Indian Rupee Currency
The Currency in India is managed by Department in RBI; it also issues note and coins. RBI prints currency notes and mint coins in four printing presses and mints located in Mumbai, Alipore (Kolkata), Saifabad (Hyderabad), Cherlapally (Hyderabad) and Noida (UP) and distributes them through its network of 18 offices.
The Department also checks or tracks on notes in circulation and the stocks at RBI offices and currency chests. The Reserve Bank issues banknotes in the denominations of Rs.5, Rs.10, Rs.20, Rs.50, Rs.100, Rs.500 and Rs.1000. Government of India mints coin under the denominations of 25 paise, 50 paise, one rupee, two rupees, five rupees and ten rupees.
Reserve Bank of India has decided to introduce plastic banknotes on a trial basis in September 2009. Initially, 1 billion pieces of Rs. 10 denomination notes will be introduced whose life will be 4 times the regular Indian bank notes and be difficult to counterfeit.
Characteristics of Currency Notes
To counter fake currency notes following security check must be taken care of:
- White side panel of notes has Mahatma Gandhi watermark.
- All notes have a silver security band with inscriptions visible when held against light which reads ‘Bharat’ in Hindi and ‘RBI’ in English.
- Notes higher than Rupees 20 display the note's denominational value in numerals when held horizontally at eye level called latent image.
- Numeral denominational value is visible under magnifying glass between security thread and latent image.
- Number panels glow under ultra-violet light.
- Notes of Rs. 500 and Rs. 1000 have their numerals printed in optically variable ink; this is why number appears green when note is held flat but changes to blue when viewed at angle.
- Floral design printed on the front and the back of the note coincides and perfectly overlap each other when viewed against light.
Indian Rupee is written as INR in exchange terms and its value is determined by market exchange rate with respect to the US dollar. INR is not hooked to a specific foreign currency at a particular exchange rate. RBI get involves through active trading in currency markets to bring low volatility in the exchange rates.

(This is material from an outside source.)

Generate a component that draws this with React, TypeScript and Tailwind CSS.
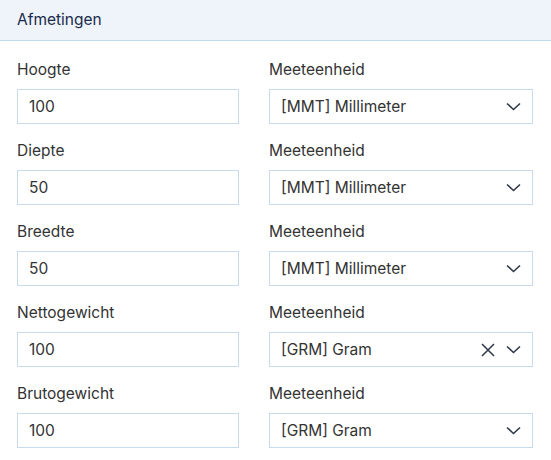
import React from 'react';

interface Row {
  label: string;
  value: string;
  unit: string;
  clearable?: boolean;
}

const rows: Row[] = [
  { label: 'Hoogte', value: '100', unit: '[MMT] Millimeter' },
  { label: 'Diepte', value: '50', unit: '[MMT] Millimeter' },
  { label: 'Breedte', value: '50', unit: '[MMT] Millimeter' },
  { label: 'Nettogewicht', value: '100', unit: '[GRM] Gram', clearable: true },
  { label: 'Brutogewicht', value: '100', unit: '[GRM] Gram' },
];

const Chevron = () => (
  <svg width="15" height="9" viewBox="0 0 15 9" fill="none">
    <path d="M1 1.5l6.5 6 6.5-6" stroke="#2d3748" strokeWidth="1.6" />
  </svg>
);

const Cross = () => (
  <svg width="14" height="14" viewBox="0 0 14 14" fill="none">
    <path d="M1 1l12 12M13 1L1 13" stroke="#2d3748" strokeWidth="1.5" />
  </svg>
);

const App = () => {
  return (
    <div className="min-h-[460px] w-[551px] bg-white font-['Inter',sans-serif] text-[15.5px] text-[#333]">
      <div className="flex h-[41px] items-center border-b border-[#c3d9ee] bg-[#eef4f9] px-[17px]">
        <span className="text-[15.5px] text-[#1a2b4c]">Afmetingen</span>
      </div>
      <div className="grid grid-cols-[222px_264px] gap-x-[30px] px-[17px] pt-[18px]">
        {rows.map((row, index) => (
          <React.Fragment key={index}>
            <div className="flex flex-col pb-[16px]">
              <span className="h-[22px] leading-[22px]">{row.label}</span>
              <div className="mt-[8px] flex h-[35px] items-center border border-[#c8daee] px-[11px]">
                {row.value}
              </div>
            </div>
            <div className="flex flex-col pb-[16px]">
              <span className="h-[22px] leading-[22px]">Meeteenheid</span>
              <div className="mt-[8px] flex h-[35px] items-center border border-[#c8daee] pl-[11px] pr-[11px]">
                <span className="flex-1">{row.unit}</span>
                {row.clearable && (
                  <span className="mr-[11px] flex items-center">
                    <Cross />
                  </span>
                )}
                <Chevron />
              </div>
            </div>
          </React.Fragment>
        ))}
      </div>
    </div>
  );
};

export default App;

Rupee convertibility is a series of customs regulations restricting the import and export of rupees. Indian nationals can import and export up to 5000 rupees at a time.
There is no restriction on currency conversion that would hamper buying or selling foreign exchange on the current account. On the capital account, foreign institutional investors under quantitative restrictions have convertibility to bring money in and out of the country and buy securities.
Possessing 500 and 1000 rupee notes in Nepal is prohibited.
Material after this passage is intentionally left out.